Because etcd deployed by kubeadm usually listens only on the local loopback address, and local access best matches the default TLS certificate trust configuration. If you run the same command on another node, 127.0.0.1 points to that machine itself, not to the etcd instance on the control plane node.

FAQ 2: Why can’t I directly copy /var/lib/etcd for routine backups?

Because etcd data changes continuously while the service is running. Copying the directory directly does not guarantee consistency and usually produces an unverifiable cold backup. In production, you should use etcdctl snapshot save to create an officially supported hot snapshot.

FAQ 3: Why must I stop control plane writes before restoring etcd?

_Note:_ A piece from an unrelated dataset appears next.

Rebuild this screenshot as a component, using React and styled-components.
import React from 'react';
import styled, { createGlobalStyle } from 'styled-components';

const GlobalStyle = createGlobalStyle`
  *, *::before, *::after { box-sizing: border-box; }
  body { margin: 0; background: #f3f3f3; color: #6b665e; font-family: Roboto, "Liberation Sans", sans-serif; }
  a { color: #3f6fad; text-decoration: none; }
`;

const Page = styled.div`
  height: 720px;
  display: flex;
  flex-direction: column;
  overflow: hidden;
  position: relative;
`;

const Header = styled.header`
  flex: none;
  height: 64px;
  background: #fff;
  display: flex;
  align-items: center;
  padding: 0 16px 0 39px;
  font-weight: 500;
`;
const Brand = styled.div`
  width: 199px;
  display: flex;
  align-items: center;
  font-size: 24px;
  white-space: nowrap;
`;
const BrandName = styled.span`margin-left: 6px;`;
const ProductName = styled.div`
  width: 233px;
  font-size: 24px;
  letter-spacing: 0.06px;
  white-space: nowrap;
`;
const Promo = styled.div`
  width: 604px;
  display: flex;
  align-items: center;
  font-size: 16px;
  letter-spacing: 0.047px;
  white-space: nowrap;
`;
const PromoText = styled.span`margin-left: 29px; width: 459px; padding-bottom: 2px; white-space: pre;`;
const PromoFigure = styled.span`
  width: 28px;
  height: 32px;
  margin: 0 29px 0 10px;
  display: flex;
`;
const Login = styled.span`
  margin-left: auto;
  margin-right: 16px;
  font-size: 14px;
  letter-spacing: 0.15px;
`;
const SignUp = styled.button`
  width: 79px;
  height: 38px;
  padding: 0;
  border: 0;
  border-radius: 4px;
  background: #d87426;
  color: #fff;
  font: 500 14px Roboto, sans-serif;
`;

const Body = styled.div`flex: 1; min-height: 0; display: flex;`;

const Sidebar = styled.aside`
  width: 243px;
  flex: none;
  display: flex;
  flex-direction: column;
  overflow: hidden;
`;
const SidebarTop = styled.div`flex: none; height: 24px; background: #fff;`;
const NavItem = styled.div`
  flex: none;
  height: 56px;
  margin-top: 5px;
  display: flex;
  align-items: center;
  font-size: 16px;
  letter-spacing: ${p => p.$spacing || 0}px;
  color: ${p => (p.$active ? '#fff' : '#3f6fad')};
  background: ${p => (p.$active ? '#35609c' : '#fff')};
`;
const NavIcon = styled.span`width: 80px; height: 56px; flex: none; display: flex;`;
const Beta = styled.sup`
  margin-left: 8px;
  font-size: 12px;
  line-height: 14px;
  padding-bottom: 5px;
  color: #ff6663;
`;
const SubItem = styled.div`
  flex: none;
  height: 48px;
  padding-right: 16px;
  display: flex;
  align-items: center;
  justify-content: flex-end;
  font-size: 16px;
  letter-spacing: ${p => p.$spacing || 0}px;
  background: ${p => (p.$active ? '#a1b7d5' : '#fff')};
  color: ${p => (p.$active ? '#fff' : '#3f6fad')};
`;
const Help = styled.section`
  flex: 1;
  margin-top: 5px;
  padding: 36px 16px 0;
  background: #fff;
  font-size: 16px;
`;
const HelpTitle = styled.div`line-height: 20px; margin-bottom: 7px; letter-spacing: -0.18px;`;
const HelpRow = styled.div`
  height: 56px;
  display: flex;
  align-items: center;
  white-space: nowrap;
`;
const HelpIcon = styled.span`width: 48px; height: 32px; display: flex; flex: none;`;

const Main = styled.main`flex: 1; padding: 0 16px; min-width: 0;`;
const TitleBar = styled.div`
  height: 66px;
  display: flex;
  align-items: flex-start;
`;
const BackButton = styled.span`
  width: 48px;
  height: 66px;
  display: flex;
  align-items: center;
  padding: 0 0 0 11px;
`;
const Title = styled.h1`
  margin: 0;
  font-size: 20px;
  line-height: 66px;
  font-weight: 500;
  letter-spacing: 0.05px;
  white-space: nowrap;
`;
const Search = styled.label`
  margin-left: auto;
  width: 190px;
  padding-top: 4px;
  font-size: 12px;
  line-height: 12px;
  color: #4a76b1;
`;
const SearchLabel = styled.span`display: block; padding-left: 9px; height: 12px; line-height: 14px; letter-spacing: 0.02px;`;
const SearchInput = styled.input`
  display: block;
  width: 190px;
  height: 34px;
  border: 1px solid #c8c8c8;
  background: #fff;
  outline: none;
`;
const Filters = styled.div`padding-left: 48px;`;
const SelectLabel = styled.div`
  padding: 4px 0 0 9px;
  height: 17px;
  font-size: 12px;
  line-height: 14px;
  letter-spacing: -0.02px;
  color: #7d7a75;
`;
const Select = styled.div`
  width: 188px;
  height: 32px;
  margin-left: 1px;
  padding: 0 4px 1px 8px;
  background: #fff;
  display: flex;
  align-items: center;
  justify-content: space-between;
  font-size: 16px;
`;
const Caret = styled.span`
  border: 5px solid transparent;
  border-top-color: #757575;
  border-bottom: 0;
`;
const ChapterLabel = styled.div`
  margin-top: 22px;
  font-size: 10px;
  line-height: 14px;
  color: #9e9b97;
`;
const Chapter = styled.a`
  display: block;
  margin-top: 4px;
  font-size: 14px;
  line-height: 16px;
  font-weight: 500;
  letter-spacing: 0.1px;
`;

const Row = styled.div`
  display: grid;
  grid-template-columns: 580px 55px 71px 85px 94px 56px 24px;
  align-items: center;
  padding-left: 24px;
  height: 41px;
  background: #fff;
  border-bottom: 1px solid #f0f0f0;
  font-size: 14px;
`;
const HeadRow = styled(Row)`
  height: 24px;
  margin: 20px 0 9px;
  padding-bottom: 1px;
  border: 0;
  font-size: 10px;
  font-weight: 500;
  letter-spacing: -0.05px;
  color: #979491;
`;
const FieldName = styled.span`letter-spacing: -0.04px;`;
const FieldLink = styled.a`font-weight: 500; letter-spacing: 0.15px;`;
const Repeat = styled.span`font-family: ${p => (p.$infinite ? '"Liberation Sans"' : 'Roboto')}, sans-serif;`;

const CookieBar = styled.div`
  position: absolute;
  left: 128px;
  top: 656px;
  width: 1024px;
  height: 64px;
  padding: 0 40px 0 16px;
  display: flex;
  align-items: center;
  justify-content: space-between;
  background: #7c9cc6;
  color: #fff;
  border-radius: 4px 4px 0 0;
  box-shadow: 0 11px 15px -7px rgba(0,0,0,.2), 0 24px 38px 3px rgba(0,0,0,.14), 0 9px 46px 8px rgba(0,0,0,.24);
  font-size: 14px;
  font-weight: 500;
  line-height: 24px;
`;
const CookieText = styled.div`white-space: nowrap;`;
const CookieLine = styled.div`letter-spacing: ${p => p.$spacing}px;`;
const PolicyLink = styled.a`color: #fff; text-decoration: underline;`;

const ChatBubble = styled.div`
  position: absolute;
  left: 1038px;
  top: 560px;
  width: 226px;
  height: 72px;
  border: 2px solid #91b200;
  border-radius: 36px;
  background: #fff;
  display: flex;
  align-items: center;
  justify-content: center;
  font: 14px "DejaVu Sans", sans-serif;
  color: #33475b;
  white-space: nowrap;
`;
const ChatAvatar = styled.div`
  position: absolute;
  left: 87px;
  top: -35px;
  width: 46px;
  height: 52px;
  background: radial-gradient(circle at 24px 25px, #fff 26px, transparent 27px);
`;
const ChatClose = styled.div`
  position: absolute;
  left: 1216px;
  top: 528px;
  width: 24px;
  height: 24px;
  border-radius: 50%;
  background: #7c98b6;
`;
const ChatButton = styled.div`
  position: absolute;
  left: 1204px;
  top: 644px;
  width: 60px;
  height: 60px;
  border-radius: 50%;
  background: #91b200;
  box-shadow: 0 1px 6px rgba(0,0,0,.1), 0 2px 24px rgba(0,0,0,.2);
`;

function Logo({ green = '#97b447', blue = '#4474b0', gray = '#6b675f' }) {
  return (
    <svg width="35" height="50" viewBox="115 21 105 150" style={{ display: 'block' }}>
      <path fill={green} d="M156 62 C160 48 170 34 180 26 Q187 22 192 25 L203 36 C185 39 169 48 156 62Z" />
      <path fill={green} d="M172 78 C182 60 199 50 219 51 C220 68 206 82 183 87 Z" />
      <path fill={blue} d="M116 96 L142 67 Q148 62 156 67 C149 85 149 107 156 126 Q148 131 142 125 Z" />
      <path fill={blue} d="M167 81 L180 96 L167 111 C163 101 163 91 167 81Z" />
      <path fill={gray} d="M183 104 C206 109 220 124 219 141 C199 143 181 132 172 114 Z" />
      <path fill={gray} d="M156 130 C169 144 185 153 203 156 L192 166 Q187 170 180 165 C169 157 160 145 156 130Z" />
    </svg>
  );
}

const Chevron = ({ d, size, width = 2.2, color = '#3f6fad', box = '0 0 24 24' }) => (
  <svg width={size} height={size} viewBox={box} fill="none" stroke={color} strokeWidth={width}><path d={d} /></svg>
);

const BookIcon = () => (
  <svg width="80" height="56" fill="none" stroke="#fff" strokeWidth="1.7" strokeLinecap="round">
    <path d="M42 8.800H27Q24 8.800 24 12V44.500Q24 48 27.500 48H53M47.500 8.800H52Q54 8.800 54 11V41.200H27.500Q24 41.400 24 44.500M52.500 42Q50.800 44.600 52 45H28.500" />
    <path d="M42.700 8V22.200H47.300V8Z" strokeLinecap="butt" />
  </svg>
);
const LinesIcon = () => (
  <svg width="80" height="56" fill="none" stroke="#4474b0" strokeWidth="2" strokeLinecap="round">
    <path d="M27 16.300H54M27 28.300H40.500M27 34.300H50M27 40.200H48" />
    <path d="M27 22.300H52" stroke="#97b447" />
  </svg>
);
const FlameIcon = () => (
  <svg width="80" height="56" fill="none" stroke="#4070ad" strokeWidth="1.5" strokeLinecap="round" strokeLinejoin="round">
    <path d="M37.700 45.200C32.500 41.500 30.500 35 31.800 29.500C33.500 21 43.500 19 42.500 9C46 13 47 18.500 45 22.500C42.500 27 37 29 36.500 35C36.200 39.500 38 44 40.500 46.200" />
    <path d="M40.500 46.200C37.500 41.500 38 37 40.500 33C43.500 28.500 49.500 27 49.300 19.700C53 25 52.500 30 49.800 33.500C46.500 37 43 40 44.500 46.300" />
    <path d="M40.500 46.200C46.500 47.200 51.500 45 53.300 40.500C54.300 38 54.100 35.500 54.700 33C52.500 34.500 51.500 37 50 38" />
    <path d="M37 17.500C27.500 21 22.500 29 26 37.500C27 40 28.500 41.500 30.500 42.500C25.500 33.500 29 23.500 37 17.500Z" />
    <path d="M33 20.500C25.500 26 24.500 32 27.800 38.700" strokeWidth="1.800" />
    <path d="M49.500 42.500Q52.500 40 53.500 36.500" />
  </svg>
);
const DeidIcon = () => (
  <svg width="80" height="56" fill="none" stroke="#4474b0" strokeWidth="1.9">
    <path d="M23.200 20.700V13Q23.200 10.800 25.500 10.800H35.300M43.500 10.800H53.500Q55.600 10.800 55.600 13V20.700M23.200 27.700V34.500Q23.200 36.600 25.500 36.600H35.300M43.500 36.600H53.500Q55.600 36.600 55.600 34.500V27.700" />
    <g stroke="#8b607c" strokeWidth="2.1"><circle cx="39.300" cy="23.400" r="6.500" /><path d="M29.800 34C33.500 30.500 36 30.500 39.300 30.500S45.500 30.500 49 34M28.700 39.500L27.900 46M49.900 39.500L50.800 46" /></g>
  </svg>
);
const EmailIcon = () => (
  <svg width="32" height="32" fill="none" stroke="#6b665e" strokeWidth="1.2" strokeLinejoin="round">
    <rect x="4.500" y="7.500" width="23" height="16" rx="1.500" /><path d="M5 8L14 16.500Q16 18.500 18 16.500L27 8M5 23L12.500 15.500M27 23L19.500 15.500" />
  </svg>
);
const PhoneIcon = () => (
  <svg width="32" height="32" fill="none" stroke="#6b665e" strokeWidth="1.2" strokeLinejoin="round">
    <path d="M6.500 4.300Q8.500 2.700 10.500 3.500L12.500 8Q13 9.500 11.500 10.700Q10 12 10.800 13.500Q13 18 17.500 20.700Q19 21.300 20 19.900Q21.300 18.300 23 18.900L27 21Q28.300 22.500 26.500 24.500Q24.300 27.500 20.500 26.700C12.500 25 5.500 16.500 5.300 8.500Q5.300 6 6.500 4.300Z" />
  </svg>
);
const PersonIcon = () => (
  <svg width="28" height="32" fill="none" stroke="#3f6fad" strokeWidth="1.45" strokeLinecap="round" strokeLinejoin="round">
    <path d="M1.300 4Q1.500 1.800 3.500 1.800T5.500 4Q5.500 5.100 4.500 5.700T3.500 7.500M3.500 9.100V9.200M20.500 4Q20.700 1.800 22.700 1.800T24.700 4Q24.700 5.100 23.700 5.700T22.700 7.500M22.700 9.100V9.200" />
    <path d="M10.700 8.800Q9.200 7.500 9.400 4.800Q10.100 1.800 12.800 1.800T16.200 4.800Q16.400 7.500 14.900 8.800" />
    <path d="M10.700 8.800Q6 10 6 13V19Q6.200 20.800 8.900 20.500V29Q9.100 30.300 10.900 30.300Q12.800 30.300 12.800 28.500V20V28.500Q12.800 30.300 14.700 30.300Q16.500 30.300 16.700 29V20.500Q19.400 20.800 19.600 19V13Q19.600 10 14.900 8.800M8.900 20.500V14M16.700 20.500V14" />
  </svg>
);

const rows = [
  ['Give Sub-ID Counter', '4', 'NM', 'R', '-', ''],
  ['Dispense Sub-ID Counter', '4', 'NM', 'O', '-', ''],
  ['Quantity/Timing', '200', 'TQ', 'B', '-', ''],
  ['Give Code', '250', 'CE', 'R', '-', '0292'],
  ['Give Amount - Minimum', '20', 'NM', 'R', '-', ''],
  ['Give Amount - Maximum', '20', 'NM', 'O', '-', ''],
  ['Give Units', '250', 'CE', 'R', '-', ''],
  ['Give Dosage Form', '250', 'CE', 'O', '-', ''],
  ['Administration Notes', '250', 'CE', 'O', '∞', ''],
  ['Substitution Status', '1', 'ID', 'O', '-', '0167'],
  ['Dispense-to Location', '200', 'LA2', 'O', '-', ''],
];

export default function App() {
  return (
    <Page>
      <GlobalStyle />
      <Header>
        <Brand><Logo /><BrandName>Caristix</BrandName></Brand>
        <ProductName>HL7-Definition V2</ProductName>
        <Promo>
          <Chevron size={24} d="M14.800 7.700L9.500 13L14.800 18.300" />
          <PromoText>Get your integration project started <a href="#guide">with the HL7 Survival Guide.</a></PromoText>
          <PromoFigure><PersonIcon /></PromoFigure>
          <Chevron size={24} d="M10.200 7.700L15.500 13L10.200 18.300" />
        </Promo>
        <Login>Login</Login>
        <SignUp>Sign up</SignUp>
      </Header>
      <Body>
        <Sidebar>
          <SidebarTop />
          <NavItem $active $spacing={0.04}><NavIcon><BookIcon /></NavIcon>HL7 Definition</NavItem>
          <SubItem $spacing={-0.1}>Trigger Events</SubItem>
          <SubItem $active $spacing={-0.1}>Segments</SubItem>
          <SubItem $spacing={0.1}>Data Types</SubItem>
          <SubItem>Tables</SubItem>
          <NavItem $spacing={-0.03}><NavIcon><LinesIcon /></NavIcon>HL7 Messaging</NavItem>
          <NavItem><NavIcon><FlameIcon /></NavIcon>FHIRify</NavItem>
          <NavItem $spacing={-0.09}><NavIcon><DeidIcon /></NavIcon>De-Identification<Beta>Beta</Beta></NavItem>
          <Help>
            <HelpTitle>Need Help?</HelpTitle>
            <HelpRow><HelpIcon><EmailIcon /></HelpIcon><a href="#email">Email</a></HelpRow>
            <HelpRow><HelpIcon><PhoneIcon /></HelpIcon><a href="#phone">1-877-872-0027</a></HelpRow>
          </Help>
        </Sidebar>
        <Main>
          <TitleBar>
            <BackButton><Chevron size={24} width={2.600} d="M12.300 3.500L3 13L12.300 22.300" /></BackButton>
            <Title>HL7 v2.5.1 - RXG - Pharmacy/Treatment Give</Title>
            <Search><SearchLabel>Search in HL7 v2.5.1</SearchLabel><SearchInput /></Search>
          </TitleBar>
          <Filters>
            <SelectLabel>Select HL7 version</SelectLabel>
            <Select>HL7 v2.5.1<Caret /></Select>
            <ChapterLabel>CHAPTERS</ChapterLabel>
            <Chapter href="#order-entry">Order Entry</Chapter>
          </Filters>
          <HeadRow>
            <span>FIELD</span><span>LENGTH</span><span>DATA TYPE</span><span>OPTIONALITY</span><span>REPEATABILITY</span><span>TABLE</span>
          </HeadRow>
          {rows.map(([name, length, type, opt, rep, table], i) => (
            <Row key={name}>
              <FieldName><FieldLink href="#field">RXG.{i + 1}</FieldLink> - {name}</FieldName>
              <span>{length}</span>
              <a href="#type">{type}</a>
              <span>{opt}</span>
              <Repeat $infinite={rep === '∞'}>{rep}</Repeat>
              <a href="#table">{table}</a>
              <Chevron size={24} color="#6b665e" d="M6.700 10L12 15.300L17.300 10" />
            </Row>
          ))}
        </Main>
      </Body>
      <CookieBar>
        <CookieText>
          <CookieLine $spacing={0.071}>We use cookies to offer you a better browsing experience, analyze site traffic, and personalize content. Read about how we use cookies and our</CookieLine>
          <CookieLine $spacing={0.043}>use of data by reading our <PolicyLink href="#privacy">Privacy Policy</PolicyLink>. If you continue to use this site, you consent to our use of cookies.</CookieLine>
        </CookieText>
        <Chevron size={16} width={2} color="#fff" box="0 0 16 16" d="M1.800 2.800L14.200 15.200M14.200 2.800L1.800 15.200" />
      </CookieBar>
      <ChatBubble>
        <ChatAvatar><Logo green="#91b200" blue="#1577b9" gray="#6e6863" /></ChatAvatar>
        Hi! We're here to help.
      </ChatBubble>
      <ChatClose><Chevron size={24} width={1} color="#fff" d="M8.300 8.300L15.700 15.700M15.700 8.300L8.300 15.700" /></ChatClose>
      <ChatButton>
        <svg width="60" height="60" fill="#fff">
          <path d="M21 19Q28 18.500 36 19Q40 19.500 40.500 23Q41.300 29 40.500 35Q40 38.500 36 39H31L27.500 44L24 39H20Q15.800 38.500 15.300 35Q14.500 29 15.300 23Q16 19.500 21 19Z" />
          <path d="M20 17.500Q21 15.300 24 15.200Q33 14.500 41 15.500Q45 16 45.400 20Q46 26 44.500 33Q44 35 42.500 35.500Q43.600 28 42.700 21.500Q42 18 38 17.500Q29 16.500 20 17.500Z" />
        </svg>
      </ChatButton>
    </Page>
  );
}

Because restore rolls the cluster state back to a historical point in time. If the API server and controllers continue writing, the new state will conflict with the snapshot state, leading to state divergence, component instability, or even restore failure.

Core summary

This article systematically reconstructs the etcd backup and restore workflow for kubeadm environments. It explains why etcd is the core of Kubernetes state, provides standard commands for snapshot, restore, write suspension, rollback, and validation, and clarifies the critical role of 127.0.0.1, TLS certificates, and the static Pod manifest directory.